(Objective)
Reproduce the lines of the material exactly, excluding every image.

## begin

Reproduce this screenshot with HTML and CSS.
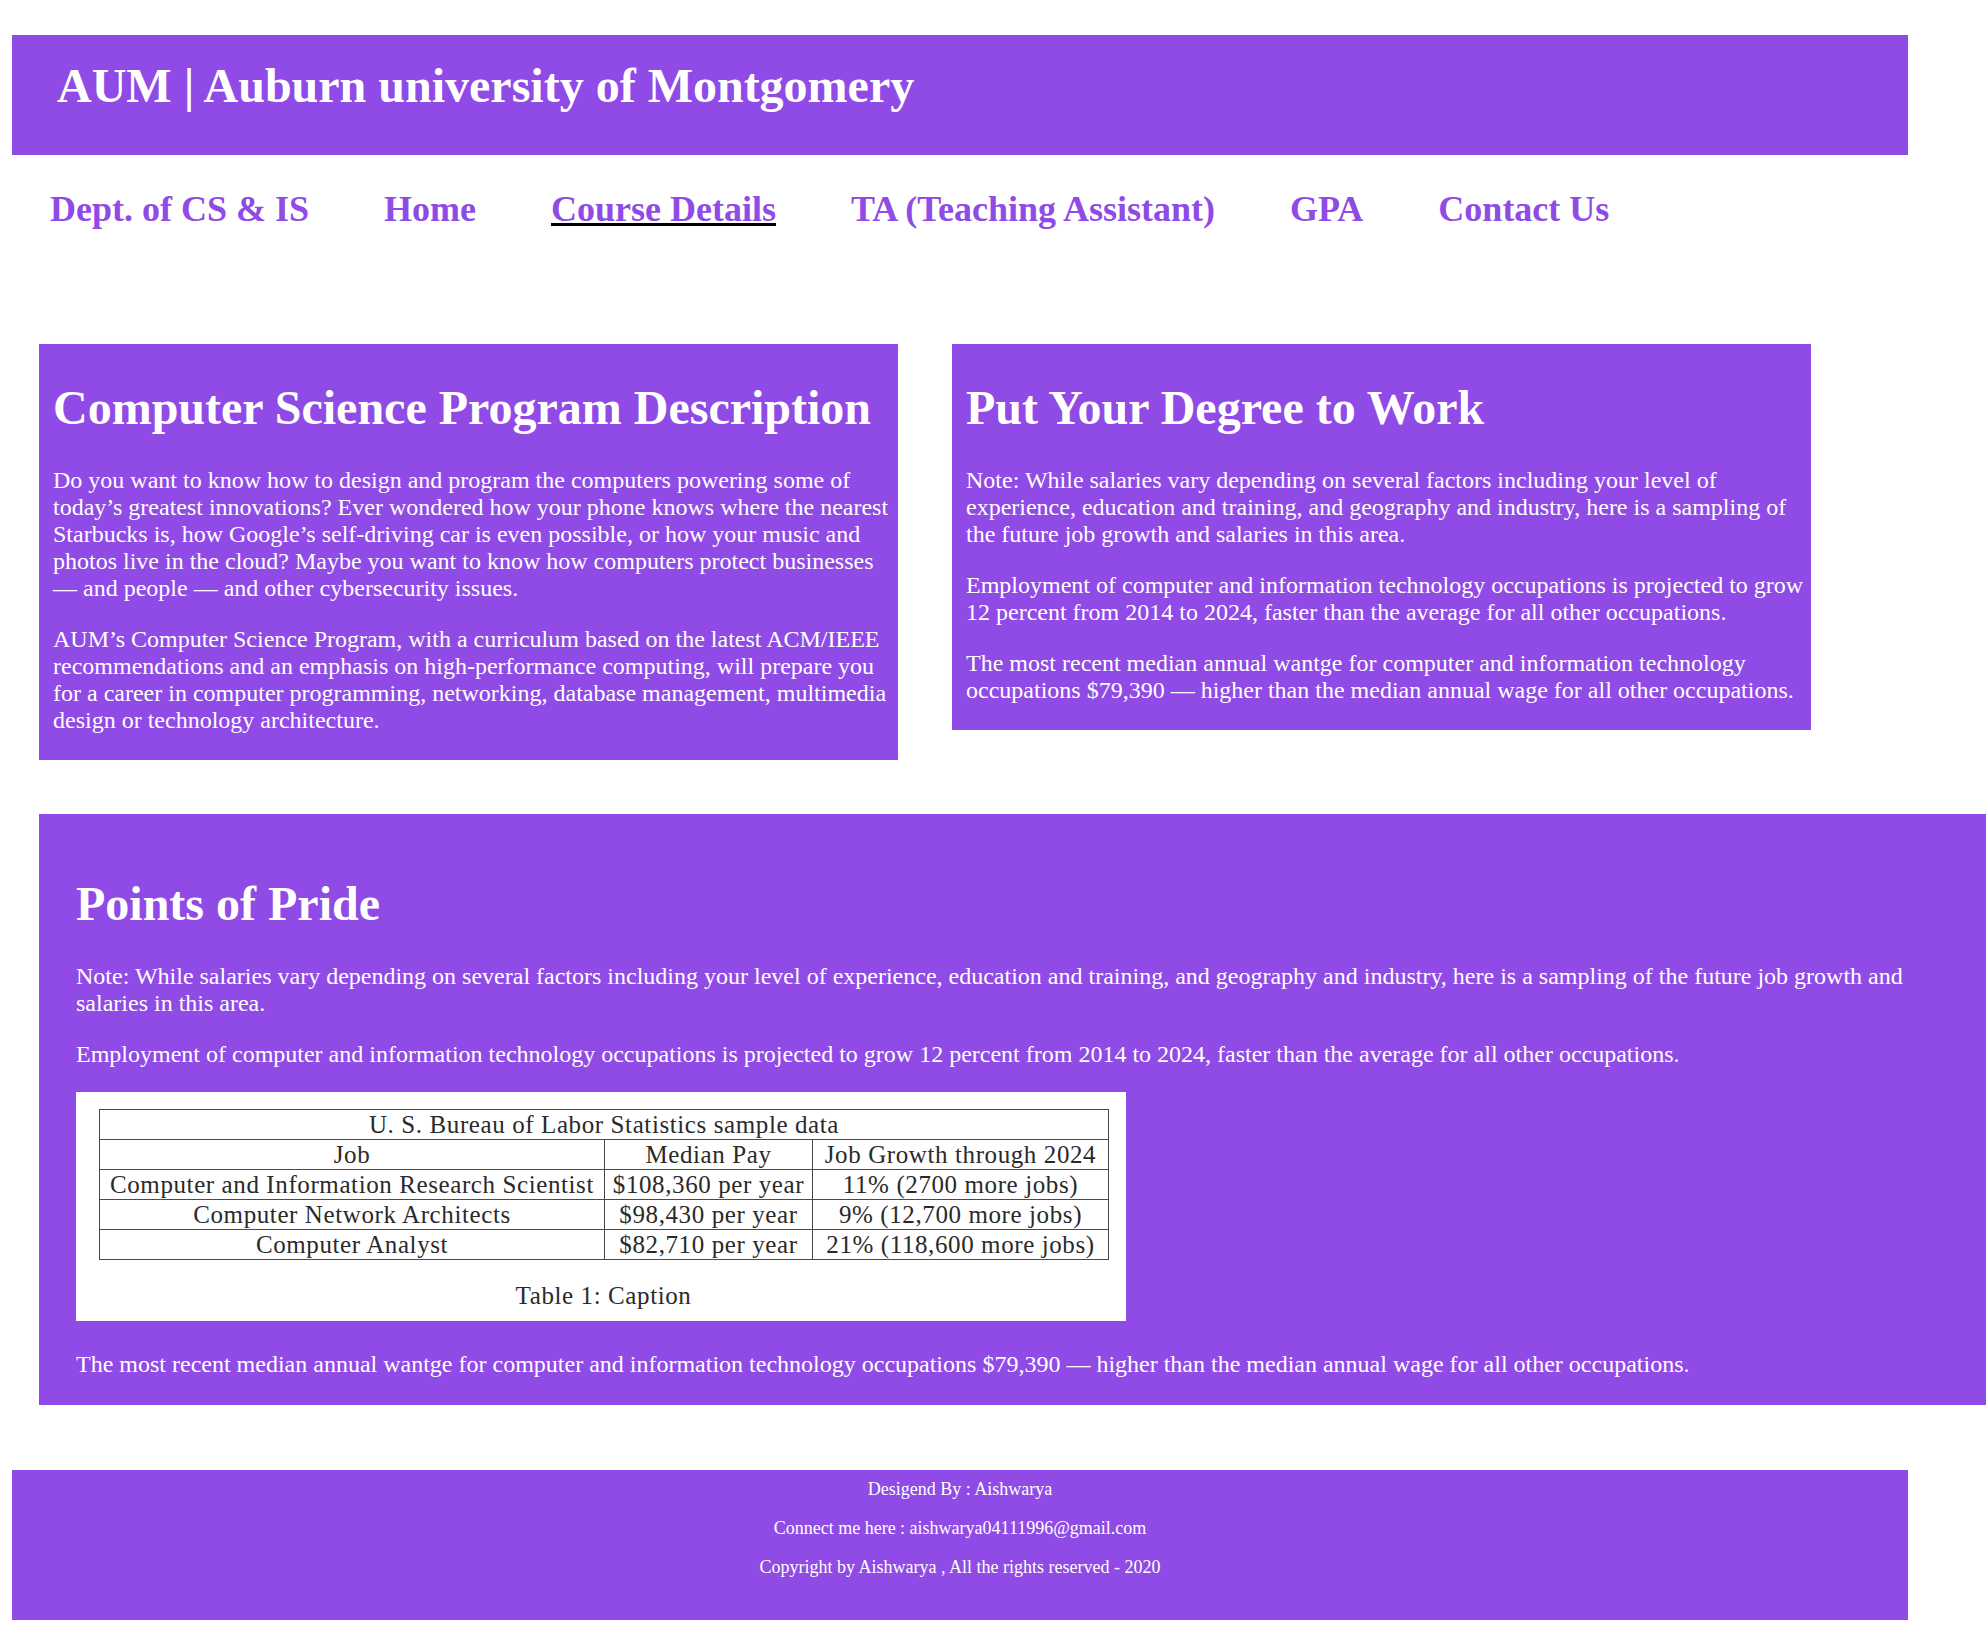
FILE: index.html
```html
<!DOCTYPE html>
<html lang="en">
<head>
<meta charset="utf-8">
<title>AUM | Course Details</title>
<link rel="stylesheet" href="styles.css">
</head>
<body>
<header class="site-header">
  <h1 class="site-title">AUM | Auburn university of Montgomery</h1>
</header>

<nav class="main-nav">
  <a class="nav-link" href="#">Dept. of CS &amp; IS</a>
  <a class="nav-link" href="#">Home</a>
  <a class="nav-link nav-link--active" href="#">Course Details</a>
  <a class="nav-link" href="#">TA (Teaching Assistant)</a>
  <a class="nav-link" href="#">GPA</a>
  <a class="nav-link" href="#">Contact Us</a>
</nav>

<div class="card-row">
  <section class="card">
    <h2 class="card-title">Computer Science Program Description</h2>
    <p class="text">Do you want to know how to design and program the computers powering some of today’s greatest innovations? Ever wondered how your phone knows where the nearest Starbucks is, how Google’s self-driving car is even possible, or how your music and photos live in the cloud? Maybe you want to know how computers protect businesses — and people — and other cybersecurity issues.</p>
    <p class="text">AUM’s Computer Science Program, with a curriculum based on the latest ACM/IEEE recommendations and an emphasis on high-performance computing, will prepare you for a career in computer programming, networking, database management, multimedia design or technology architecture.</p>
  </section>
  <section class="card">
    <h2 class="card-title">Put Your Degree to Work</h2>
    <p class="text">Note: While salaries vary depending on several factors including your level of experience, education and training, and geography and industry, here is a sampling of the future job growth and salaries in this area.</p>
    <p class="text">Employment of computer and information technology occupations is projected to grow 12 percent from 2014 to 2024, faster than the average for all other occupations.</p>
    <p class="text">The most recent median annual wantge for computer and information technology occupations $79,390 — higher than the median annual wage for all other occupations.</p>
  </section>
</div>

<section class="pride">
  <h2 class="card-title">Points of Pride</h2>
  <p class="text">Note: While salaries vary depending on several factors including your level of experience, education and training, and geography and industry, here is a sampling of the future job growth and salaries in this area.</p>
  <p class="text">Employment of computer and information technology occupations is projected to grow 12 percent from 2014 to 2024, faster than the average for all other occupations.</p>
  <div class="figure">
    <table class="stats">
      <colgroup>
        <col class="col-job">
        <col class="col-pay">
        <col class="col-growth">
      </colgroup>
      <tr><td colspan="3">U. S. Bureau of Labor Statistics sample data</td></tr>
      <tr><td>Job</td><td>Median Pay</td><td>Job Growth through 2024</td></tr>
      <tr><td>Computer and Information Research Scientist</td><td>$108,360 per year</td><td>11% (2700 more jobs)</td></tr>
      <tr><td>Computer Network Architects</td><td>$98,430 per year</td><td>9% (12,700 more jobs)</td></tr>
      <tr><td>Computer Analyst</td><td>$82,710 per year</td><td>21% (118,600 more jobs)</td></tr>
    </table>
    <div class="caption">Table 1: Caption</div>
  </div>
  <p class="text">The most recent median annual wantge for computer and information technology occupations $79,390 — higher than the median annual wage for all other occupations.</p>
</section>

<footer class="site-footer">
  <p class="footer-line">Desigend By : Aishwarya</p>
  <p class="footer-line">Connect me here : aishwarya04111996@gmail.com</p>
  <p class="footer-line">Copyright by Aishwarya , All the rights reserved - 2020</p>
</footer>
</body>
</html>
```

FILE: styles.css
```css
html, body {
  margin: 0;
  padding: 0;
  background: #ffffff;
}

body {
  font-family: "Liberation Serif", "Times New Roman", serif;
  color: #ffffff;
  overflow-x: hidden;
}

.site-header {
  background: #904ae6;
  margin: 35px 78px 0 12px;
  height: 120px;
  box-sizing: border-box;
  padding: 23px 0 0 45px;
}

.site-title {
  margin: 0;
  font-size: 48px;
  font-weight: bold;
  color: #ffffff;
}

.main-nav {
  display: flex;
  gap: 75px;
  margin-top: 33px;
  padding-left: 50px;
}

.nav-link {
  font-size: 36px;
  font-weight: bold;
  color: #904ae6;
  text-decoration: none;
}

.nav-link--active {
  text-decoration: underline;
  text-decoration-color: #000000;
  text-decoration-thickness: 3px;
}

.card-row {
  display: flex;
  align-items: flex-start;
  gap: 54px;
  margin-top: 114px;
  padding-left: 39px;
}

.card {
  background: #904ae6;
  width: 859px;
  box-sizing: border-box;
  padding: 4px 0 2px 14px;
  display: flow-root;
}

.card-title {
  font-size: 48px;
  font-weight: bold;
  margin: 32px 0;
  line-height: normal;
}

.text {
  font-size: 24px;
  line-height: 27px;
  margin: 24px 0;
}

.pride {
  background: #904ae6;
  margin: 54px 0 0 39px;
  padding: 30px 37px 3px 37px;
  display: flow-root;
}

.figure {
  background: #ffffff;
  width: 1050px;
  height: 229px;
  box-sizing: border-box;
  padding: 17px 0 0 23px;
  margin: 24px 0 30px;
  color: #2a2a2a;
  font-size: 25px;
  letter-spacing: 0.6px;
}

.stats {
  border-collapse: collapse;
  width: 1009px;
  table-layout: fixed;
}

.col-job { width: 505px; }
.col-pay { width: 208px; }
.col-growth { width: 296px; }

.stats td {
  border: 1.5px solid #4a4a4a;
  text-align: center;
  padding: 0;
  height: 29px;
  line-height: 29px;
  white-space: nowrap;
}

.caption {
  width: 1009px;
  text-align: center;
  margin-top: 21px;
  line-height: 29px;
}

.site-footer {
  background: #904ae6;
  margin: 65px 78px 0 12px;
  height: 150px;
  box-sizing: border-box;
  padding-top: 9px;
  text-align: center;
}

.footer-line {
  font-size: 18px;
  margin: 0 0 18px;
}
```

## end

(The output)
Reproduce this screenshot with HTML and CSS.
FILE: index.html
```html
<!DOCTYPE html>
<html lang="en">
<head>
<meta charset="utf-8">
<title>AUM | Course Details</title>
<link rel="stylesheet" href="styles.css">
</head>
<body>
<header class="site-header">
  <h1 class="site-title">AUM | Auburn university of Montgomery</h1>
</header>

<nav class="main-nav">
  <a class="nav-link" href="#">Dept. of CS &amp; IS</a>
  <a class="nav-link" href="#">Home</a>
  <a class="nav-link nav-link--active" href="#">Course Details</a>
  <a class="nav-link" href="#">TA (Teaching Assistant)</a>
  <a class="nav-link" href="#">GPA</a>
  <a class="nav-link" href="#">Contact Us</a>
</nav>

<div class="card-row">
  <section class="card">
    <h2 class="card-title">Computer Science Program Description</h2>
    <p class="text">Do you want to know how to design and program the computers powering some of today’s greatest innovations? Ever wondered how your phone knows where the nearest Starbucks is, how Google’s self-driving car is even possible, or how your music and photos live in the cloud? Maybe you want to know how computers protect businesses — and people — and other cybersecurity issues.</p>
    <p class="text">AUM’s Computer Science Program, with a curriculum based on the latest ACM/IEEE recommendations and an emphasis on high-performance computing, will prepare you for a career in computer programming, networking, database management, multimedia design or technology architecture.</p>
  </section>
  <section class="card">
    <h2 class="card-title">Put Your Degree to Work</h2>
    <p class="text">Note: While salaries vary depending on several factors including your level of experience, education and training, and geography and industry, here is a sampling of the future job growth and salaries in this area.</p>
    <p class="text">Employment of computer and information technology occupations is projected to grow 12 percent from 2014 to 2024, faster than the average for all other occupations.</p>
    <p class="text">The most recent median annual wantge for computer and information technology occupations $79,390 — higher than the median annual wage for all other occupations.</p>
  </section>
</div>

<section class="pride">
  <h2 class="card-title">Points of Pride</h2>
  <p class="text">Note: While salaries vary depending on several factors including your level of experience, education and training, and geography and industry, here is a sampling of the future job growth and salaries in this area.</p>
  <p class="text">Employment of computer and information technology occupations is projected to grow 12 percent from 2014 to 2024, faster than the average for all other occupations.</p>
  <div class="figure">
    <table class="stats">
      <colgroup>
        <col class="col-job">
        <col class="col-pay">
        <col class="col-growth">
      </colgroup>
      <tr><td colspan="3">U. S. Bureau of Labor Statistics sample data</td></tr>
      <tr><td>Job</td><td>Median Pay</td><td>Job Growth through 2024</td></tr>
      <tr><td>Computer and Information Research Scientist</td><td>$108,360 per year</td><td>11% (2700 more jobs)</td></tr>
      <tr><td>Computer Network Architects</td><td>$98,430 per year</td><td>9% (12,700 more jobs)</td></tr>
      <tr><td>Computer Analyst</td><td>$82,710 per year</td><td>21% (118,600 more jobs)</td></tr>
    </table>
    <div class="caption">Table 1: Caption</div>
  </div>
  <p class="text">The most recent median annual wantge for computer and information technology occupations $79,390 — higher than the median annual wage for all other occupations.</p>
</section>

<footer class="site-footer">
  <p class="footer-line">Desigend By : Aishwarya</p>
  <p class="footer-line">Connect me here : aishwarya04111996@gmail.com</p>
  <p class="footer-line">Copyright by Aishwarya , All the rights reserved - 2020</p>
</footer>
</body>
</html>
```

FILE: styles.css
```css
html, body {
  margin: 0;
  padding: 0;
  background: #ffffff;
}

body {
  font-family: "Liberation Serif", "Times New Roman", serif;
  color: #ffffff;
  overflow-x: hidden;
}

.site-header {
  background: #904ae6;
  margin: 35px 78px 0 12px;
  height: 120px;
  box-sizing: border-box;
  padding: 23px 0 0 45px;
}

.site-title {
  margin: 0;
  font-size: 48px;
  font-weight: bold;
  color: #ffffff;
}

.main-nav {
  display: flex;
  gap: 75px;
  margin-top: 33px;
  padding-left: 50px;
}

.nav-link {
  font-size: 36px;
  font-weight: bold;
  color: #904ae6;
  text-decoration: none;
}

.nav-link--active {
  text-decoration: underline;
  text-decoration-color: #000000;
  text-decoration-thickness: 3px;
}

.card-row {
  display: flex;
  align-items: flex-start;
  gap: 54px;
  margin-top: 114px;
  padding-left: 39px;
}

.card {
  background: #904ae6;
  width: 859px;
  box-sizing: border-box;
  padding: 4px 0 2px 14px;
  display: flow-root;
}

.card-title {
  font-size: 48px;
  font-weight: bold;
  margin: 32px 0;
  line-height: normal;
}

.text {
  font-size: 24px;
  line-height: 27px;
  margin: 24px 0;
}

.pride {
  background: #904ae6;
  margin: 54px 0 0 39px;
  padding: 30px 37px 3px 37px;
  display: flow-root;
}

.figure {
  background: #ffffff;
  width: 1050px;
  height: 229px;
  box-sizing: border-box;
  padding: 17px 0 0 23px;
  margin: 24px 0 30px;
  color: #2a2a2a;
  font-size: 25px;
  letter-spacing: 0.6px;
}

.stats {
  border-collapse: collapse;
  width: 1009px;
  table-layout: fixed;
}

.col-job { width: 505px; }
.col-pay { width: 208px; }
.col-growth { width: 296px; }

.stats td {
  border: 1.5px solid #4a4a4a;
  text-align: center;
  padding: 0;
  height: 29px;
  line-height: 29px;
  white-space: nowrap;
}

.caption {
  width: 1009px;
  text-align: center;
  margin-top: 21px;
  line-height: 29px;
}

.site-footer {
  background: #904ae6;
  margin: 65px 78px 0 12px;
  height: 150px;
  box-sizing: border-box;
  padding-top: 9px;
  text-align: center;
}

.footer-line {
  font-size: 18px;
  margin: 0 0 18px;
}
```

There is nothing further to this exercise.